On top of this, the Lee Myung-bak administration has shown such an excessive fixation on nuclear power plants that critics have begun to talk about a “Nuclear Power Plant Republic.” Bizarrely, it has been feverishly promoting nuclear power plants under the guise of “low-carbon green growth” and “sustainable energy.”
This fixation has been intensified further since the controversial nuclear power plant contract South Korea secured from the United Arab Emirates. The administration has even come up with the term “nuclear power renaissance” in pushing these plants as a leading next-generation export commodity. It has also announced plants to build an additional 11 plants domestically with the goal of increasing the percentage of power generation from nuclear energy from its current level of about 24 percent to 41 percent by 2030.
But Japan’s catastrophe provides a clear picture as to how dangerous such nuclear power plant-dependent energy policy is. And the potential risk grows even more if one considers the uneasy political situation on the peninsula. However difficult it may be now, it is essential that we abandon this policy centering on the expansion of nuclear power and focus our energies instead on the expansion of environmentally friendly and renewable energies.
President Lee took part in the UAE nuclear power plant groundbreaking ceremony even with evidence of Japan’s power plant disaster before his eyes.
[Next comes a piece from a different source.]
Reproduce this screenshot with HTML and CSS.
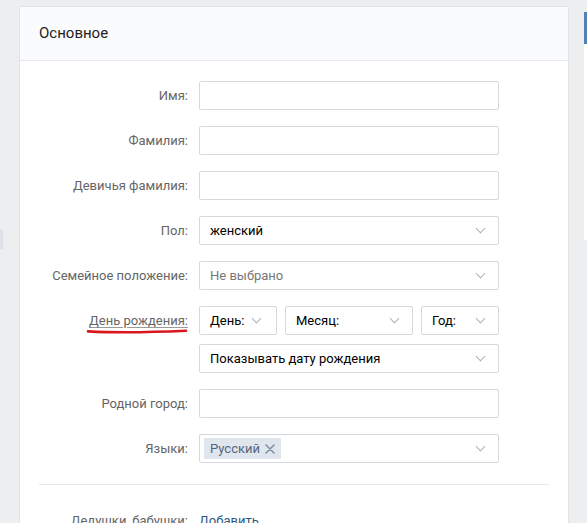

Internally, he and the Cheong Wa Dae (the presidential office in South Korea or Blue House) may have lamented the fact that this calamity took some of the luster away from the event. If their perception of the situation is so poor, it is truly unfortunate.
This incident represents nature’s stern warning against the foolishness of humans who trust blindly in the use of dangerous nuclear materials as modern conveniences. If we ignore this warning, we put ourselves at risk to a massive catastrophe that could strike at any time. We hope President Lee and the administration take this as the opportunity for some profound reflection and a change in understanding on nuclear power plant policy.